The story of The Last Dance is a great one, but there was a whole ton of pain, and a whole ton of success, that happened before that final season. Michael Jordan was drafted by the Bulls in the 1984 NBA entry draft. He was 21 at the time. He was in the NBA for 6 seasons, albeit losing most of one of those with a broken foot, before he and the Bulls won the 1990-91 NBA Championship. They won three straight Championships, then MJ took a year off to try out for the MLB, and then returned to win three more straight championships, with the “Last Dance” being their sixth in seven years. Truly it’s a story of one of the greatest sports dynasties ever.
Auston Matthews, who is decidedly not the Michael Jordan of the NHL today, but is a star in his own right, was drafted in 2016. He was 18 years old. He has played in the NHL now for 5 seasons, all of them ending without a playoff series win. Of course, before the Bulls won their championship, they’d made it beyond the first round of the playoffs in their previous 3 seasons, including two conference finals losses to the big, bad Detroit Pistons. So as of yet, the Leafs don’t have the pre-1990 Bulls teams had.
That said, there were similar narratives around the Bulls to those that have been floating around the Leafs these past couple of years. The team lacked the drive to win. There just wasn’t enough heart in the leadership group. MJ was a great player, but he couldn’t get it done in the playoffs. If they didn’t beat the Pistons this time around, big shakeups were going to have to come. Obviously, all of that was proven not to be true/needed.
At this point, the comparison I’m trying to draw should be obvious: patience is a virtue.
MJ took these building criticisms personally, and totally reformed his style of play, becoming more physical, stronger, and involved his teammates more in the play. Basketball is a different sport, so the exact measures MJ took won’t really apply to the Leafs’ big four, but the general concept is what Mr. Johnston and many others are getting at. This most recent playoff disappointment is being purported as the point where everyone in the Maple Leafs organization, especially the star players, realize that it’s do or do not time. Can or cannot. Dynasty or disaster.
This is where I think the “Last Dance” comparison falls apart, though. Leafs fans and management have to realize that if they screw everything up again this year, there’s no need to blow the whole show up. Matthews will be 24 years old at the end of this coming season. Marner 25. Nylander 26. All will be younger than Michael Jordan was when he won his first of six championships. I’m also trying to shift the current perspective from a point of disappointment and expecting failure to one of hope and expecting greatness. The Leafs have built a group with elite forwards at the top, a very competent defense corps, and a late-blooming goalie who everyone will love to root for. This is a good team, they’ve not proven it yet in the playoffs.
The playoffs are also built up as this meritocratic proving ground where you find the true nature of a team, which I think is wholly backwards.
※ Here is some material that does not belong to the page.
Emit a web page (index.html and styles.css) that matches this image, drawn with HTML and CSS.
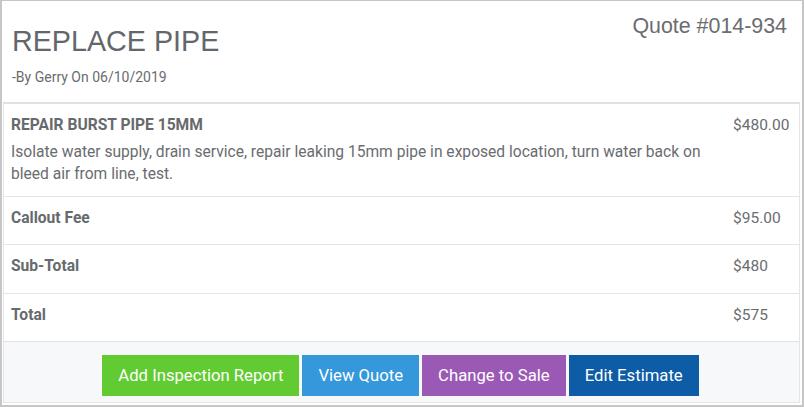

It’s the playoffs where a hot streak or an injury can make or break your season. It’s also where the refereeing is at its most biased, punishing star players for playing better than everyone else and forcing the other teams to commit infractions that don’t get called in the name of “balance”.
So, please, join me in changing from devastation to determination. This Leafs team is good, and I won’t let a few years of bad playoffs luck convince me otherwise. There is still a ton of time for them to change that narrative, but admittedly, it’s got to start soon, or the impatience of a manager or coach with their job on the line could break what’s been building. Join me on the dance floor for this season and, hopefully, many more to come.